Information provided
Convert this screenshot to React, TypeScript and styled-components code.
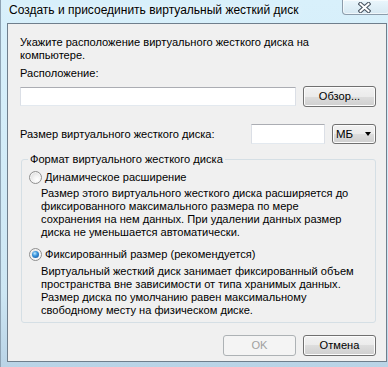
import React from 'react';
import styled, { createGlobalStyle } from 'styled-components';

const GlobalStyle = createGlobalStyle`
  html, body {
    margin: 0;
    padding: 0;
  }
  body {
    background: #cfe5f1;
    font-family: "Liberation Sans", Arial, sans-serif;
  }
`;

const Window = styled.div`
  width: 388px;
  height: 367px;
  box-sizing: border-box;
  border-left: 1px solid #8ea3b4;
  background: linear-gradient(to bottom, #d8f0fb 0%, #d4edf9 30%, #cde6f3 80%, #b9d3e6 100%);
  display: flex;
  flex-direction: column;
  overflow: hidden;
  color: #000;
  font-size: 11.1px;
`;

const TitleBar = styled.div`
  height: 23px;
  display: flex;
  align-items: flex-start;
`;

const Title = styled.div`
  padding: 4px 0 0 8px;
  font-size: 12px;
  line-height: 13px;
  white-space: nowrap;
  text-shadow: 0 0 6px rgba(255, 255, 255, 0.9);
`;

const CloseButton = styled.div`
  margin-left: auto;
  margin-right: -2px;
  width: 48px;
  height: 15px;
  box-sizing: border-box;
  border: 1px solid #8c9cab;
  border-top: none;
  border-radius: 0 0 4px 4px;
  background: linear-gradient(to bottom, #eaf6fc 0%, #e0eff7 50%, #d6e8f2 100%);
  box-shadow: inset 0 0 0 1px rgba(255, 255, 255, 0.6);
  display: flex;
  align-items: center;
  justify-content: center;
  padding-right: 3px;
`;

const Client = styled.div`
  margin-left: 6px;
  width: 380px;
  height: 339px;
  box-sizing: border-box;
  border: 1px solid #6f7e8c;
  background: #f0f0f0;
  padding: 12px 10px 7px 12px;
  display: flex;
  flex-direction: column;
`;

const Text = styled.p<{ $top?: number; $indent?: number }>`
  margin: ${(p) => p.$top ?? 0}px 0 0 ${(p) => p.$indent ?? 0}px;
  line-height: 13px;
  white-space: nowrap;
`;

const Row = styled.div<{ $top: number }>`
  display: flex;
  align-items: center;
  gap: 7px;
  margin-top: ${(p) => p.$top}px;
`;

const RowLabel = styled.span`
  flex: 1;
  line-height: 13px;
  white-space: nowrap;
`;

const TextBox = styled.input<{ $width: number; $height?: number }>`
  width: ${(p) => p.$width}px;
  height: ${(p) => p.$height ?? 19}px;
  box-sizing: border-box;
  margin: 0;
  padding: 0 3px;
  border: 1px solid #dbdfe6;
  border-top-color: #abadb3;
  border-bottom-color: #e3e9ef;
  border-radius: 0;
  background: #fff;
  font: inherit;
  outline: none;
`;

const Button = styled.button`
  width: 73px;
  height: 21px;
  box-sizing: border-box;
  margin: 0;
  padding: 0;
  border: 1px solid #707070;
  border-radius: 3px;
  background: linear-gradient(to bottom, #f2f2f2 0%, #ebebeb 50%, #dddddd 50%, #cfcfcf 100%);
  box-shadow: inset 0 0 0 1px #fcfcfc;
  font: inherit;
  color: #000;
  line-height: 13px;

  &:disabled {
    border-color: #adb2b5;
    background: #f4f4f4;
    box-shadow: none;
    color: #a0a0a0;
  }
`;

const Combo = styled.div`
  width: 44px;
  height: 20px;
  box-sizing: border-box;
  border: 1px solid #707070;
  border-radius: 3px;
  background: linear-gradient(to bottom, #f2f2f2 0%, #ebebeb 50%, #dddddd 50%, #cfcfcf 100%);
  box-shadow: inset 0 0 0 1px #fcfcfc;
  display: flex;
  align-items: center;
  justify-content: space-between;
  padding: 0 4px 0 3px;
  font-size: 11.5px;
  line-height: 13px;
`;

const Arrow = styled.span`
  width: 0;
  height: 0;
  border-left: 3.5px solid transparent;
  border-right: 3.5px solid transparent;
  border-top: 4px solid #000;
`;

const Group = styled.fieldset`
  margin: 9px 0 0 1px;
  padding: 2px 7px 5px 7px;
  border: 1px solid #d5dfe5;
  border-radius: 3px;
  min-width: 0;
`;

const Legend = styled.legend`
  padding: 0 2px;
  margin-left: -1px;
  line-height: 13px;
`;

const Option = styled.label<{ $top: number }>`
  display: flex;
  align-items: center;
  gap: 3px;
  height: 14px;
  margin-top: ${(p) => p.$top}px;
  line-height: 13px;
  white-space: nowrap;
`;

const Radio = styled.span<{ $checked?: boolean }>`
  width: 13px;
  height: 13px;
  box-sizing: border-box;
  border-radius: 50%;
  border: 1px solid #8f8f8f;
  background: radial-gradient(circle at 65% 70%, #ffffff 0%, #f4f4f4 35%, #d2d2d2 100%);
  box-shadow: inset 0 0 0 1px #f6f6f6;
  display: flex;
  align-items: center;
  justify-content: center;
  flex-shrink: 0;

  &::after {
    content: '';
    display: ${(p) => (p.$checked ? 'block' : 'none')};
    width: 7px;
    height: 7px;
    border-radius: 50%;
    background: radial-gradient(circle at 40% 35%, #bfe9ff 0%, #3a95dc 40%, #114a94 100%);
  }
`;

const Footer = styled.div`
  display: flex;
  justify-content: flex-end;
  gap: 7px;
  margin-top: 12px;
`;

const CloseGlyph = () => (
  <svg width="13" height="11" viewBox="0 0 13 11">
    <path d="M2.5 2 L10.5 9 M10.5 2 L2.5 9" stroke="#4a5663" strokeWidth="4.2" strokeLinecap="square" />
    <path d="M2.5 2 L10.5 9 M10.5 2 L2.5 9" stroke="#ffffff" strokeWidth="2" strokeLinecap="square" />
  </svg>
);

const App = () => {
  return (
    <>
      <GlobalStyle />
      <Window>
        <TitleBar>
          <Title>Создать и присоединить виртуальный жесткий диск</Title>
          <CloseButton>
            <CloseGlyph />
          </CloseButton>
        </TitleBar>
        <Client>
          <Text>
            Укажите расположение виртуального жесткого диска на
            <br />
            компьютере.
          </Text>
          <Text $top={5}>Расположение:</Text>
          <Row $top={6}>
            <TextBox $width={276} readOnly />
            <Button>Обзор...</Button>
          </Row>
          <Row $top={17}>
            <RowLabel>Размер виртуального жесткого диска:</RowLabel>
            <TextBox $width={74} $height={20} readOnly />
            <Combo>
              МБ
              <Arrow />
            </Combo>
          </Row>
          <Group>
            <Legend>Формат виртуального жесткого диска</Legend>
            <Option $top={2}>
              <Radio />
              Динамическое расширение
            </Option>
            <Text $top={3} $indent={12}>
              Размер этого виртуального жесткого диска расширяется до
              <br />
              фиксированного максимального размера по мере
              <br />
              сохранения на нем данных. При удалении данных размер
              <br />
              диска не уменьшается автоматически.
            </Text>
            <Option $top={8}>
              <Radio $checked />
              Фиксированный размер (рекомендуется)
            </Option>
            <Text $top={4} $indent={12}>
              Виртуальный жесткий диск занимает фиксированный объем
              <br />
              пространства вне зависимости от типа хранимых данных.
              <br />
              Размер диска по умолчанию равен максимальному
              <br />
              свободному месту на физическом диске.
            </Text>
          </Group>
          <Footer>
            <Button disabled>OK</Button>
            <Button>Отмена</Button>
          </Footer>
        </Client>
      </Window>
    </>
  );
};

export default App;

Exercise
Every line of the data should be copied as it stands, without the images.

Output of the exercise
Convert this screenshot to React, TypeScript and styled-components code.
import React from 'react';
import styled, { createGlobalStyle } from 'styled-components';

const GlobalStyle = createGlobalStyle`
  html, body {
    margin: 0;
    padding: 0;
  }
  body {
    background: #cfe5f1;
    font-family: "Liberation Sans", Arial, sans-serif;
  }
`;

const Window = styled.div`
  width: 388px;
  height: 367px;
  box-sizing: border-box;
  border-left: 1px solid #8ea3b4;
  background: linear-gradient(to bottom, #d8f0fb 0%, #d4edf9 30%, #cde6f3 80%, #b9d3e6 100%);
  display: flex;
  flex-direction: column;
  overflow: hidden;
  color: #000;
  font-size: 11.1px;
`;

const TitleBar = styled.div`
  height: 23px;
  display: flex;
  align-items: flex-start;
`;

const Title = styled.div`
  padding: 4px 0 0 8px;
  font-size: 12px;
  line-height: 13px;
  white-space: nowrap;
  text-shadow: 0 0 6px rgba(255, 255, 255, 0.9);
`;

const CloseButton = styled.div`
  margin-left: auto;
  margin-right: -2px;
  width: 48px;
  height: 15px;
  box-sizing: border-box;
  border: 1px solid #8c9cab;
  border-top: none;
  border-radius: 0 0 4px 4px;
  background: linear-gradient(to bottom, #eaf6fc 0%, #e0eff7 50%, #d6e8f2 100%);
  box-shadow: inset 0 0 0 1px rgba(255, 255, 255, 0.6);
  display: flex;
  align-items: center;
  justify-content: center;
  padding-right: 3px;
`;

const Client = styled.div`
  margin-left: 6px;
  width: 380px;
  height: 339px;
  box-sizing: border-box;
  border: 1px solid #6f7e8c;
  background: #f0f0f0;
  padding: 12px 10px 7px 12px;
  display: flex;
  flex-direction: column;
`;

const Text = styled.p<{ $top?: number; $indent?: number }>`
  margin: ${(p) => p.$top ?? 0}px 0 0 ${(p) => p.$indent ?? 0}px;
  line-height: 13px;
  white-space: nowrap;
`;

const Row = styled.div<{ $top: number }>`
  display: flex;
  align-items: center;
  gap: 7px;
  margin-top: ${(p) => p.$top}px;
`;

const RowLabel = styled.span`
  flex: 1;
  line-height: 13px;
  white-space: nowrap;
`;

const TextBox = styled.input<{ $width: number; $height?: number }>`
  width: ${(p) => p.$width}px;
  height: ${(p) => p.$height ?? 19}px;
  box-sizing: border-box;
  margin: 0;
  padding: 0 3px;
  border: 1px solid #dbdfe6;
  border-top-color: #abadb3;
  border-bottom-color: #e3e9ef;
  border-radius: 0;
  background: #fff;
  font: inherit;
  outline: none;
`;

const Button = styled.button`
  width: 73px;
  height: 21px;
  box-sizing: border-box;
  margin: 0;
  padding: 0;
  border: 1px solid #707070;
  border-radius: 3px;
  background: linear-gradient(to bottom, #f2f2f2 0%, #ebebeb 50%, #dddddd 50%, #cfcfcf 100%);
  box-shadow: inset 0 0 0 1px #fcfcfc;
  font: inherit;
  color: #000;
  line-height: 13px;

  &:disabled {
    border-color: #adb2b5;
    background: #f4f4f4;
    box-shadow: none;
    color: #a0a0a0;
  }
`;

const Combo = styled.div`
  width: 44px;
  height: 20px;
  box-sizing: border-box;
  border: 1px solid #707070;
  border-radius: 3px;
  background: linear-gradient(to bottom, #f2f2f2 0%, #ebebeb 50%, #dddddd 50%, #cfcfcf 100%);
  box-shadow: inset 0 0 0 1px #fcfcfc;
  display: flex;
  align-items: center;
  justify-content: space-between;
  padding: 0 4px 0 3px;
  font-size: 11.5px;
  line-height: 13px;
`;

const Arrow = styled.span`
  width: 0;
  height: 0;
  border-left: 3.5px solid transparent;
  border-right: 3.5px solid transparent;
  border-top: 4px solid #000;
`;

const Group = styled.fieldset`
  margin: 9px 0 0 1px;
  padding: 2px 7px 5px 7px;
  border: 1px solid #d5dfe5;
  border-radius: 3px;
  min-width: 0;
`;

const Legend = styled.legend`
  padding: 0 2px;
  margin-left: -1px;
  line-height: 13px;
`;

const Option = styled.label<{ $top: number }>`
  display: flex;
  align-items: center;
  gap: 3px;
  height: 14px;
  margin-top: ${(p) => p.$top}px;
  line-height: 13px;
  white-space: nowrap;
`;

const Radio = styled.span<{ $checked?: boolean }>`
  width: 13px;
  height: 13px;
  box-sizing: border-box;
  border-radius: 50%;
  border: 1px solid #8f8f8f;
  background: radial-gradient(circle at 65% 70%, #ffffff 0%, #f4f4f4 35%, #d2d2d2 100%);
  box-shadow: inset 0 0 0 1px #f6f6f6;
  display: flex;
  align-items: center;
  justify-content: center;
  flex-shrink: 0;

  &::after {
    content: '';
    display: ${(p) => (p.$checked ? 'block' : 'none')};
    width: 7px;
    height: 7px;
    border-radius: 50%;
    background: radial-gradient(circle at 40% 35%, #bfe9ff 0%, #3a95dc 40%, #114a94 100%);
  }
`;

const Footer = styled.div`
  display: flex;
  justify-content: flex-end;
  gap: 7px;
  margin-top: 12px;
`;

const CloseGlyph = () => (
  <svg width="13" height="11" viewBox="0 0 13 11">
    <path d="M2.5 2 L10.5 9 M10.5 2 L2.5 9" stroke="#4a5663" strokeWidth="4.2" strokeLinecap="square" />
    <path d="M2.5 2 L10.5 9 M10.5 2 L2.5 9" stroke="#ffffff" strokeWidth="2" strokeLinecap="square" />
  </svg>
);

const App = () => {
  return (
    <>
      <GlobalStyle />
      <Window>
        <TitleBar>
          <Title>Создать и присоединить виртуальный жесткий диск</Title>
          <CloseButton>
            <CloseGlyph />
          </CloseButton>
        </TitleBar>
        <Client>
          <Text>
            Укажите расположение виртуального жесткого диска на
            <br />
            компьютере.
          </Text>
          <Text $top={5}>Расположение:</Text>
          <Row $top={6}>
            <TextBox $width={276} readOnly />
            <Button>Обзор...</Button>
          </Row>
          <Row $top={17}>
            <RowLabel>Размер виртуального жесткого диска:</RowLabel>
            <TextBox $width={74} $height={20} readOnly />
            <Combo>
              МБ
              <Arrow />
            </Combo>
          </Row>
          <Group>
            <Legend>Формат виртуального жесткого диска</Legend>
            <Option $top={2}>
              <Radio />
              Динамическое расширение
            </Option>
            <Text $top={3} $indent={12}>
              Размер этого виртуального жесткого диска расширяется до
              <br />
              фиксированного максимального размера по мере
              <br />
              сохранения на нем данных. При удалении данных размер
              <br />
              диска не уменьшается автоматически.
            </Text>
            <Option $top={8}>
              <Radio $checked />
              Фиксированный размер (рекомендуется)
            </Option>
            <Text $top={4} $indent={12}>
              Виртуальный жесткий диск занимает фиксированный объем
              <br />
              пространства вне зависимости от типа хранимых данных.
              <br />
              Размер диска по умолчанию равен максимальному
              <br />
              свободному месту на физическом диске.
            </Text>
          </Group>
          <Footer>
            <Button disabled>OK</Button>
            <Button>Отмена</Button>
          </Footer>
        </Client>
      </Window>
    </>
  );
};

export default App;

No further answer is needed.